start

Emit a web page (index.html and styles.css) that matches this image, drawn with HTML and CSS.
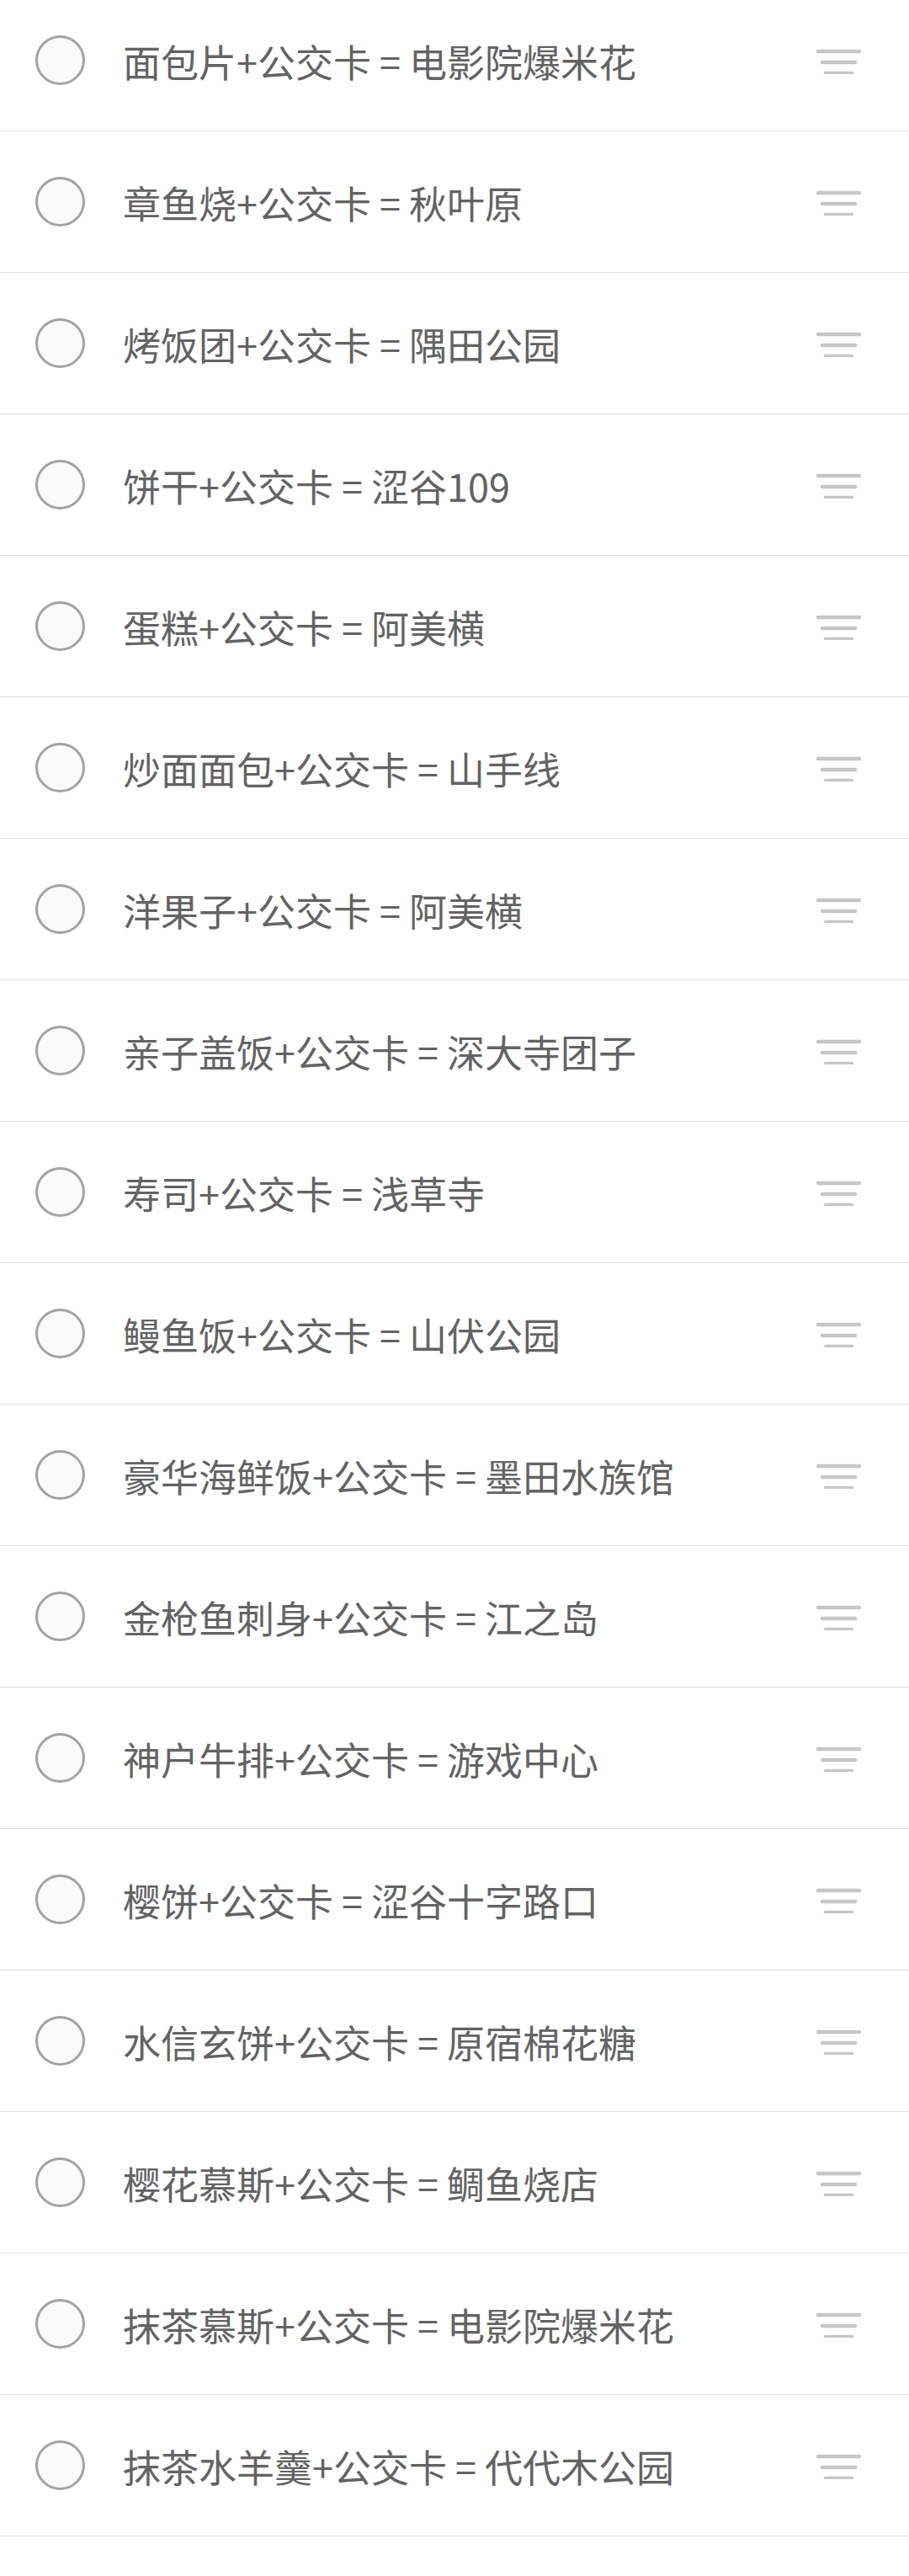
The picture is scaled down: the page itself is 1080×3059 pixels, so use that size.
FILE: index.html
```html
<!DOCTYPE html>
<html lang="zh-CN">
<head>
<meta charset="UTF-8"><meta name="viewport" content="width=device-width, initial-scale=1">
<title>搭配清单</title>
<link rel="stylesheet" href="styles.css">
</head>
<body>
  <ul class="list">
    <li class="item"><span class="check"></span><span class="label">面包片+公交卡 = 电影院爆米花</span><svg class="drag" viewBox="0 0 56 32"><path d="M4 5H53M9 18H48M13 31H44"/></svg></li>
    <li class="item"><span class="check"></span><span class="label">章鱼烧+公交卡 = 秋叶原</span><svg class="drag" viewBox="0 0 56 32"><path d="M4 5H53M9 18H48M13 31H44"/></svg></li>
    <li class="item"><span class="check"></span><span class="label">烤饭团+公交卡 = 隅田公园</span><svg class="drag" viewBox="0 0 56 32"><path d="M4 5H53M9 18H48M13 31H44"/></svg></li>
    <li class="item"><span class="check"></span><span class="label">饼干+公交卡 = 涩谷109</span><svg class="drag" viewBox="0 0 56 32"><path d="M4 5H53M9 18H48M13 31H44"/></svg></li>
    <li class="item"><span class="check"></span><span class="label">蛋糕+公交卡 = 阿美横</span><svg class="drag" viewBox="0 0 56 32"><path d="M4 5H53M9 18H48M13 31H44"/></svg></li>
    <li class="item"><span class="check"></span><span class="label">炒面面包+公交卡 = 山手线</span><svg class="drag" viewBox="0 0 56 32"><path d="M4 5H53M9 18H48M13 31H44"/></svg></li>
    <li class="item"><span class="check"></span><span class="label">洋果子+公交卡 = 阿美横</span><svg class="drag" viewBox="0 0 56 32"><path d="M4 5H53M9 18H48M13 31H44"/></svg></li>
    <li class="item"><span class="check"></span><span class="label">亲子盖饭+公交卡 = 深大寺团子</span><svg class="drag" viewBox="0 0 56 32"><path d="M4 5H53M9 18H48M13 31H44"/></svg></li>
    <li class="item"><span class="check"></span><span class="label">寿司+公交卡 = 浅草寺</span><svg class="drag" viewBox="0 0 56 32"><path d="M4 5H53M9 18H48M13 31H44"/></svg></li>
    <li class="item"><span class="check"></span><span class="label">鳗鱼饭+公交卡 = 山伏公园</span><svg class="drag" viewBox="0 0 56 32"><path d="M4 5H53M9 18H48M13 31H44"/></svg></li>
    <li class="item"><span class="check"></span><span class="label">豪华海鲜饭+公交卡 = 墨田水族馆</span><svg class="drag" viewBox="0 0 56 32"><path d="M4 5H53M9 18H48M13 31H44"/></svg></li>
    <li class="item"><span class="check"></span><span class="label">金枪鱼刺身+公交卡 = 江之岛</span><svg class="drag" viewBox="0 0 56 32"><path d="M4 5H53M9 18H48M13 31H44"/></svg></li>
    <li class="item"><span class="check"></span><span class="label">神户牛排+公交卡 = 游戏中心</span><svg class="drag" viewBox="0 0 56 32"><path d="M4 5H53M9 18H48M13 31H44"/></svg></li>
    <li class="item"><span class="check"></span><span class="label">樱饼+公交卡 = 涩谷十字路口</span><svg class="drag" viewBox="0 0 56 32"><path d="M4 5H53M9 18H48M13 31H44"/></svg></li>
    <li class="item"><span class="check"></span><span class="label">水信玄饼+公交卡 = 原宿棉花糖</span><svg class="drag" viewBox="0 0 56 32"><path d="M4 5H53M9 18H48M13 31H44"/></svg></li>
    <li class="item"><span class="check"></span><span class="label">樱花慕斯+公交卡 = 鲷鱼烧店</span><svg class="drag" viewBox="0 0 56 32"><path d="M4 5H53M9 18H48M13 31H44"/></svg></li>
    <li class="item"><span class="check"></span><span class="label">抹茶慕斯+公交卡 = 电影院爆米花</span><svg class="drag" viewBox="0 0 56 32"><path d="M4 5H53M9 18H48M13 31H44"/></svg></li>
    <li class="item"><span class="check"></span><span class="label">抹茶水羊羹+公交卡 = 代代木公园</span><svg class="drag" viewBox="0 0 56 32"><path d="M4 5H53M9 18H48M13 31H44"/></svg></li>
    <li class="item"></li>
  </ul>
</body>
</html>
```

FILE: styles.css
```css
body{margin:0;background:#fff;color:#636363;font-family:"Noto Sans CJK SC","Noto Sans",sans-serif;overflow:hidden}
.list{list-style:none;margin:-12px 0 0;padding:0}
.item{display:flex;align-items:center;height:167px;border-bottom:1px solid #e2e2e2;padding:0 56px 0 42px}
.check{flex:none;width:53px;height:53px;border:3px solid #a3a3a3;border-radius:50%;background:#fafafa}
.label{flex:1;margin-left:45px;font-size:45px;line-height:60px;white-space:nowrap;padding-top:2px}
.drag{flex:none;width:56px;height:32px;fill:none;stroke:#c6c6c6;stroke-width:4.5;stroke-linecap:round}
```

end

Without including any pictures, reproduce the listing exactly.

Emit a web page (index.html and styles.css) that matches this image, drawn with HTML and CSS.
The picture is scaled down: the page itself is 1080×3059 pixels, so use that size.
FILE: index.html
```html
<!DOCTYPE html>
<html lang="zh-CN">
<head>
<meta charset="UTF-8"><meta name="viewport" content="width=device-width, initial-scale=1">
<title>搭配清单</title>
<link rel="stylesheet" href="styles.css">
</head>
<body>
  <ul class="list">
    <li class="item"><span class="check"></span><span class="label">面包片+公交卡 = 电影院爆米花</span><svg class="drag" viewBox="0 0 56 32"><path d="M4 5H53M9 18H48M13 31H44"/></svg></li>
    <li class="item"><span class="check"></span><span class="label">章鱼烧+公交卡 = 秋叶原</span><svg class="drag" viewBox="0 0 56 32"><path d="M4 5H53M9 18H48M13 31H44"/></svg></li>
    <li class="item"><span class="check"></span><span class="label">烤饭团+公交卡 = 隅田公园</span><svg class="drag" viewBox="0 0 56 32"><path d="M4 5H53M9 18H48M13 31H44"/></svg></li>
    <li class="item"><span class="check"></span><span class="label">饼干+公交卡 = 涩谷109</span><svg class="drag" viewBox="0 0 56 32"><path d="M4 5H53M9 18H48M13 31H44"/></svg></li>
    <li class="item"><span class="check"></span><span class="label">蛋糕+公交卡 = 阿美横</span><svg class="drag" viewBox="0 0 56 32"><path d="M4 5H53M9 18H48M13 31H44"/></svg></li>
    <li class="item"><span class="check"></span><span class="label">炒面面包+公交卡 = 山手线</span><svg class="drag" viewBox="0 0 56 32"><path d="M4 5H53M9 18H48M13 31H44"/></svg></li>
    <li class="item"><span class="check"></span><span class="label">洋果子+公交卡 = 阿美横</span><svg class="drag" viewBox="0 0 56 32"><path d="M4 5H53M9 18H48M13 31H44"/></svg></li>
    <li class="item"><span class="check"></span><span class="label">亲子盖饭+公交卡 = 深大寺团子</span><svg class="drag" viewBox="0 0 56 32"><path d="M4 5H53M9 18H48M13 31H44"/></svg></li>
    <li class="item"><span class="check"></span><span class="label">寿司+公交卡 = 浅草寺</span><svg class="drag" viewBox="0 0 56 32"><path d="M4 5H53M9 18H48M13 31H44"/></svg></li>
    <li class="item"><span class="check"></span><span class="label">鳗鱼饭+公交卡 = 山伏公园</span><svg class="drag" viewBox="0 0 56 32"><path d="M4 5H53M9 18H48M13 31H44"/></svg></li>
    <li class="item"><span class="check"></span><span class="label">豪华海鲜饭+公交卡 = 墨田水族馆</span><svg class="drag" viewBox="0 0 56 32"><path d="M4 5H53M9 18H48M13 31H44"/></svg></li>
    <li class="item"><span class="check"></span><span class="label">金枪鱼刺身+公交卡 = 江之岛</span><svg class="drag" viewBox="0 0 56 32"><path d="M4 5H53M9 18H48M13 31H44"/></svg></li>
    <li class="item"><span class="check"></span><span class="label">神户牛排+公交卡 = 游戏中心</span><svg class="drag" viewBox="0 0 56 32"><path d="M4 5H53M9 18H48M13 31H44"/></svg></li>
    <li class="item"><span class="check"></span><span class="label">樱饼+公交卡 = 涩谷十字路口</span><svg class="drag" viewBox="0 0 56 32"><path d="M4 5H53M9 18H48M13 31H44"/></svg></li>
    <li class="item"><span class="check"></span><span class="label">水信玄饼+公交卡 = 原宿棉花糖</span><svg class="drag" viewBox="0 0 56 32"><path d="M4 5H53M9 18H48M13 31H44"/></svg></li>
    <li class="item"><span class="check"></span><span class="label">樱花慕斯+公交卡 = 鲷鱼烧店</span><svg class="drag" viewBox="0 0 56 32"><path d="M4 5H53M9 18H48M13 31H44"/></svg></li>
    <li class="item"><span class="check"></span><span class="label">抹茶慕斯+公交卡 = 电影院爆米花</span><svg class="drag" viewBox="0 0 56 32"><path d="M4 5H53M9 18H48M13 31H44"/></svg></li>
    <li class="item"><span class="check"></span><span class="label">抹茶水羊羹+公交卡 = 代代木公园</span><svg class="drag" viewBox="0 0 56 32"><path d="M4 5H53M9 18H48M13 31H44"/></svg></li>
    <li class="item"></li>
  </ul>
</body>
</html>
```

FILE: styles.css
```css
body{margin:0;background:#fff;color:#636363;font-family:"Noto Sans CJK SC","Noto Sans",sans-serif;overflow:hidden}
.list{list-style:none;margin:-12px 0 0;padding:0}
.item{display:flex;align-items:center;height:167px;border-bottom:1px solid #e2e2e2;padding:0 56px 0 42px}
.check{flex:none;width:53px;height:53px;border:3px solid #a3a3a3;border-radius:50%;background:#fafafa}
.label{flex:1;margin-left:45px;font-size:45px;line-height:60px;white-space:nowrap;padding-top:2px}
.drag{flex:none;width:56px;height:32px;fill:none;stroke:#c6c6c6;stroke-width:4.5;stroke-linecap:round}
```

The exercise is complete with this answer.